## EXERCISE
All the data should be repeated exactly. Any image in it is left out.

## DATASET SECTION
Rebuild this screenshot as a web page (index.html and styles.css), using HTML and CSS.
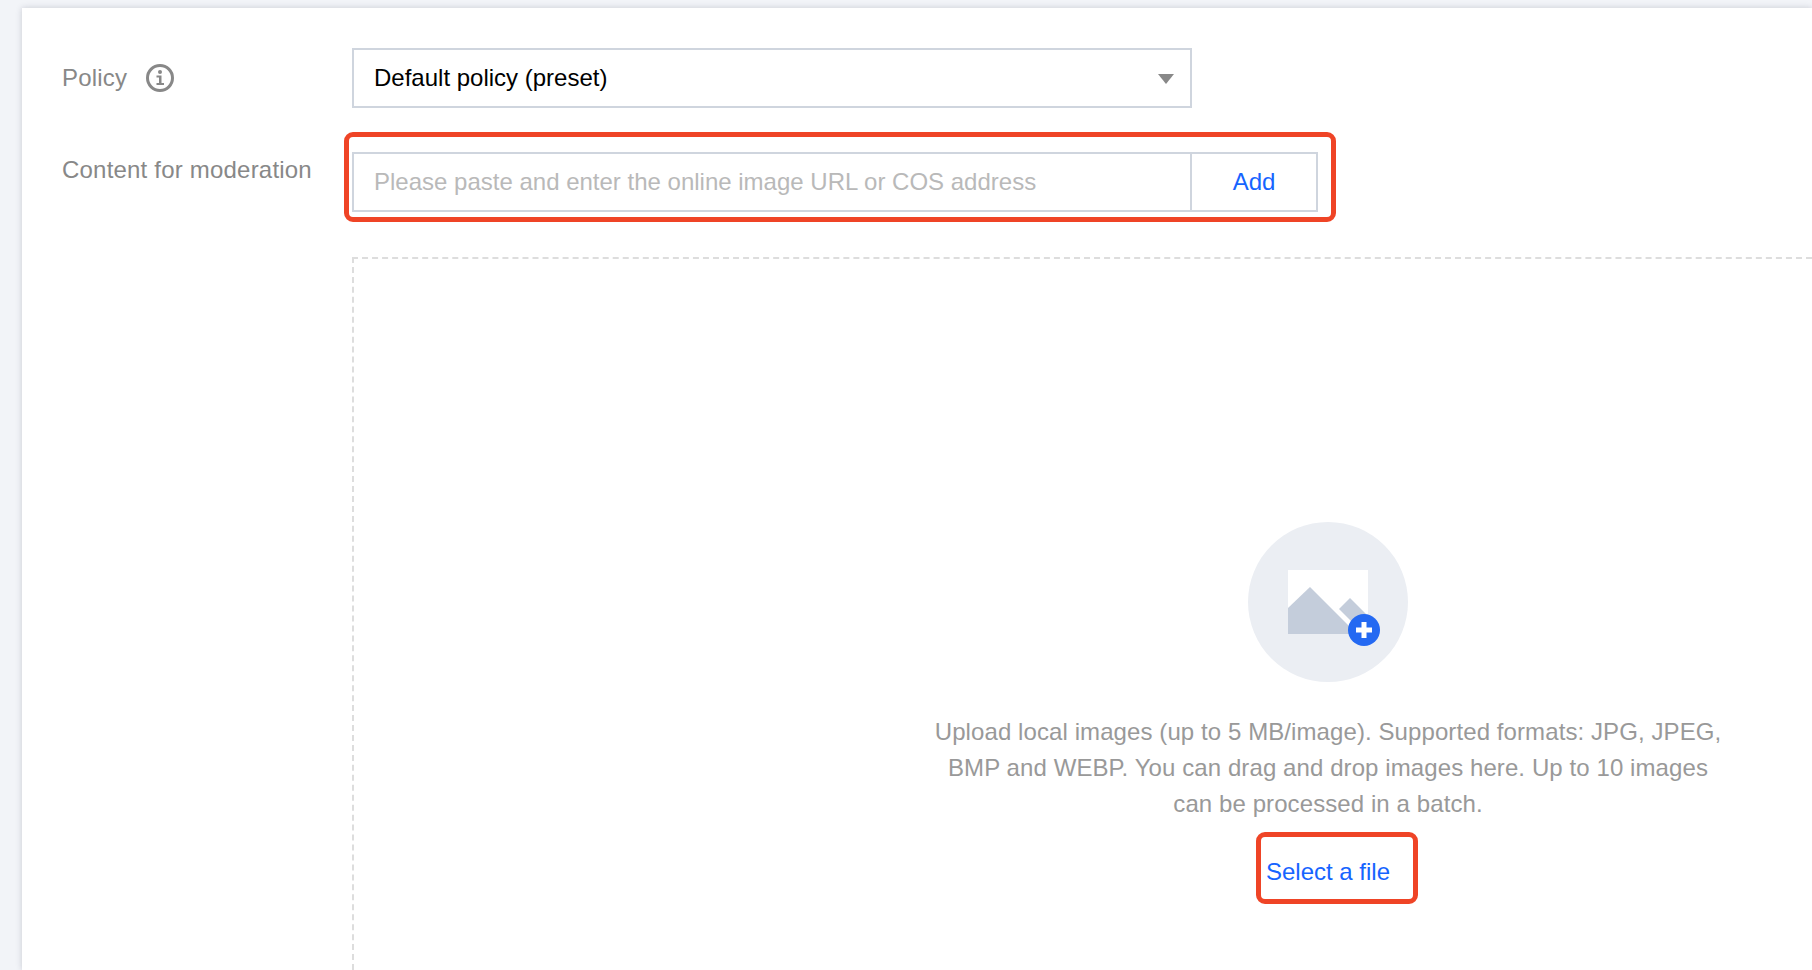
FILE: index.html
```html
<!DOCTYPE html>
<html lang="en">
<head>
<meta charset="utf-8">
<title>Policy</title>
<link rel="stylesheet" href="styles.css">
</head>
<body>
<main class="card">
  <div class="row row-policy">
    <div class="label label-policy">
      <span>Policy</span>
      <svg class="info" viewBox="0 0 30 30" width="30" height="30" aria-hidden="true">
        <circle cx="15" cy="15" r="12.5" fill="none" stroke="#888" stroke-width="3"/>
        <circle cx="15" cy="9" r="2" fill="#888"/>
        <path d="M11.5 12.5H16.500V20H19V22H11.500V20H14V14.500H11.500Z" fill="#888"/>
      </svg>
    </div>
    <div class="select">
      <span>Default policy (preset)</span>
      <span class="caret"></span>
    </div>
  </div>
  <div class="row row-content">
    <div class="label label-content">Content for moderation</div>
    <div class="url-group">
      <div class="url-input">Please paste and enter the online image URL or COS address</div>
      <div class="add">Add</div>
      <div class="mark mark-url"></div>
    </div>
  </div>
  <div class="drop">
    <div class="drop-body">
      <svg class="upload-icon" viewBox="0 0 160 160" width="160" height="160" aria-hidden="true">
        <circle cx="80" cy="80" r="80" fill="#ebeef3"/>
        <rect x="40" y="48" width="80" height="64" fill="#fff"/>
        <path d="M40 86L62 65L109 112H40Z" fill="#c4cddb"/>
        <path d="M91 87L102 76L118 92V101H105Z" fill="#c4cddb"/>
        <circle cx="116" cy="108" r="16" fill="#2469f2"/>
        <path d="M113.500 100H118.500V105.500H124V110.500H118.500V116H113.500V110.500H108V105.500H113.500Z" fill="#fff"/>
      </svg>
      <p class="hint">Upload local images (up to 5 MB/image). Supported formats: JPG, JPEG, BMP and WEBP. You can drag and drop images here. Up to 10 images can be processed in a batch.</p>
      <div class="pick">
        <span>Select a file</span>
        <div class="mark mark-pick"></div>
      </div>
    </div>
  </div>
</main>
</body>
</html>
```
FILE: styles.css
```css
* { box-sizing: border-box; }
html, body { margin: 0; height: 100%; overflow: hidden; }
body {
  background: #f2f4f8;
  font-family: "Liberation Sans", Arial, sans-serif;
  font-size: 24px;
  padding: 8px 0 0 22px;
}
.card {
  height: 100%;
  display: flex;
  flex-direction: column;
  background: #fff;
  box-shadow: 0 0 6px rgba(54, 58, 80, .22);
  padding: 40px 0 0 40px;
}
.row { display: flex; align-items: flex-start; flex: none; }
.label { width: 290px; color: #888; line-height: 36px; flex: none; letter-spacing: .2px; }
.label-policy { display: flex; align-items: center; gap: 18px; padding-top: 12px; }
.info { display: block; }
.select {
  width: 840px;
  height: 60px;
  border: 2px solid #cfd5de;
  display: flex;
  align-items: center;
  justify-content: space-between;
  padding: 0 16px 0 20px;
  color: #000;
}
.caret {
  width: 0;
  height: 0;
  border-left: 8px solid transparent;
  border-right: 8px solid transparent;
  border-top: 10px solid #888;
  margin-top: 1px;
}
.row-content { margin-top: 44px; }
.url-group { position: relative; display: flex; width: 966px; height: 60px; }
.url-input {
  width: 840px;
  border: 2px solid #cfd5de;
  padding: 0 20px;
  line-height: 56px;
  color: #b9b9b9;
}
.add {
  flex: 1;
  border: 2px solid #cfd5de;
  border-left: 0;
  color: #1664ff;
  text-align: center;
  line-height: 56px;
}
.mark {
  position: absolute;
  border: 5px solid #ef4426;
  border-radius: 9px;
  pointer-events: none;
}
.mark-url { top: -20px; bottom: -10px; left: -8px; right: -18px; }
.drop {
  margin: 45px 0 0 290px;
  flex: 1;
  min-height: 0;
  border: 2px dashed #ddd;
  border-width: 2px 0 0 2px;
  display: flex;
  justify-content: flex-start;
  padding-left: 579px;
}
.drop-body {
  width: 790px;
  padding-top: 263px;
  display: flex;
  flex-direction: column;
  align-items: center;
}
.upload-icon { display: block; flex: none; }
.hint {
  margin: 32px 0 0;
  color: #999;
  line-height: 36px;
  text-align: center;
  width: 790px;
  letter-spacing: .09px;
}
.pick {
  position: relative;
  margin-top: 32px;
  line-height: 36px;
  color: #1664ff;
}
.mark-pick { top: -22px; bottom: -14px; left: -10px; right: -28px; }
```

## RESPONSE FOR THIS EXERCISE
Rebuild this screenshot as a web page (index.html and styles.css), using HTML and CSS.
FILE: index.html
```html
<!DOCTYPE html>
<html lang="en">
<head>
<meta charset="utf-8">
<title>Policy</title>
<link rel="stylesheet" href="styles.css">
</head>
<body>
<main class="card">
  <div class="row row-policy">
    <div class="label label-policy">
      <span>Policy</span>
      <svg class="info" viewBox="0 0 30 30" width="30" height="30" aria-hidden="true">
        <circle cx="15" cy="15" r="12.5" fill="none" stroke="#888" stroke-width="3"/>
        <circle cx="15" cy="9" r="2" fill="#888"/>
        <path d="M11.5 12.5H16.500V20H19V22H11.500V20H14V14.500H11.500Z" fill="#888"/>
      </svg>
    </div>
    <div class="select">
      <span>Default policy (preset)</span>
      <span class="caret"></span>
    </div>
  </div>
  <div class="row row-content">
    <div class="label label-content">Content for moderation</div>
    <div class="url-group">
      <div class="url-input">Please paste and enter the online image URL or COS address</div>
      <div class="add">Add</div>
      <div class="mark mark-url"></div>
    </div>
  </div>
  <div class="drop">
    <div class="drop-body">
      <svg class="upload-icon" viewBox="0 0 160 160" width="160" height="160" aria-hidden="true">
        <circle cx="80" cy="80" r="80" fill="#ebeef3"/>
        <rect x="40" y="48" width="80" height="64" fill="#fff"/>
        <path d="M40 86L62 65L109 112H40Z" fill="#c4cddb"/>
        <path d="M91 87L102 76L118 92V101H105Z" fill="#c4cddb"/>
        <circle cx="116" cy="108" r="16" fill="#2469f2"/>
        <path d="M113.500 100H118.500V105.500H124V110.500H118.500V116H113.500V110.500H108V105.500H113.500Z" fill="#fff"/>
      </svg>
      <p class="hint">Upload local images (up to 5 MB/image). Supported formats: JPG, JPEG, BMP and WEBP. You can drag and drop images here. Up to 10 images can be processed in a batch.</p>
      <div class="pick">
        <span>Select a file</span>
        <div class="mark mark-pick"></div>
      </div>
    </div>
  </div>
</main>
</body>
</html>
```
FILE: styles.css
```css
* { box-sizing: border-box; }
html, body { margin: 0; height: 100%; overflow: hidden; }
body {
  background: #f2f4f8;
  font-family: "Liberation Sans", Arial, sans-serif;
  font-size: 24px;
  padding: 8px 0 0 22px;
}
.card {
  height: 100%;
  display: flex;
  flex-direction: column;
  background: #fff;
  box-shadow: 0 0 6px rgba(54, 58, 80, .22);
  padding: 40px 0 0 40px;
}
.row { display: flex; align-items: flex-start; flex: none; }
.label { width: 290px; color: #888; line-height: 36px; flex: none; letter-spacing: .2px; }
.label-policy { display: flex; align-items: center; gap: 18px; padding-top: 12px; }
.info { display: block; }
.select {
  width: 840px;
  height: 60px;
  border: 2px solid #cfd5de;
  display: flex;
  align-items: center;
  justify-content: space-between;
  padding: 0 16px 0 20px;
  color: #000;
}
.caret {
  width: 0;
  height: 0;
  border-left: 8px solid transparent;
  border-right: 8px solid transparent;
  border-top: 10px solid #888;
  margin-top: 1px;
}
.row-content { margin-top: 44px; }
.url-group { position: relative; display: flex; width: 966px; height: 60px; }
.url-input {
  width: 840px;
  border: 2px solid #cfd5de;
  padding: 0 20px;
  line-height: 56px;
  color: #b9b9b9;
}
.add {
  flex: 1;
  border: 2px solid #cfd5de;
  border-left: 0;
  color: #1664ff;
  text-align: center;
  line-height: 56px;
}
.mark {
  position: absolute;
  border: 5px solid #ef4426;
  border-radius: 9px;
  pointer-events: none;
}
.mark-url { top: -20px; bottom: -10px; left: -8px; right: -18px; }
.drop {
  margin: 45px 0 0 290px;
  flex: 1;
  min-height: 0;
  border: 2px dashed #ddd;
  border-width: 2px 0 0 2px;
  display: flex;
  justify-content: flex-start;
  padding-left: 579px;
}
.drop-body {
  width: 790px;
  padding-top: 263px;
  display: flex;
  flex-direction: column;
  align-items: center;
}
.upload-icon { display: block; flex: none; }
.hint {
  margin: 32px 0 0;
  color: #999;
  line-height: 36px;
  text-align: center;
  width: 790px;
  letter-spacing: .09px;
}
.pick {
  position: relative;
  margin-top: 32px;
  line-height: 36px;
  color: #1664ff;
}
.mark-pick { top: -22px; bottom: -14px; left: -10px; right: -28px; }
```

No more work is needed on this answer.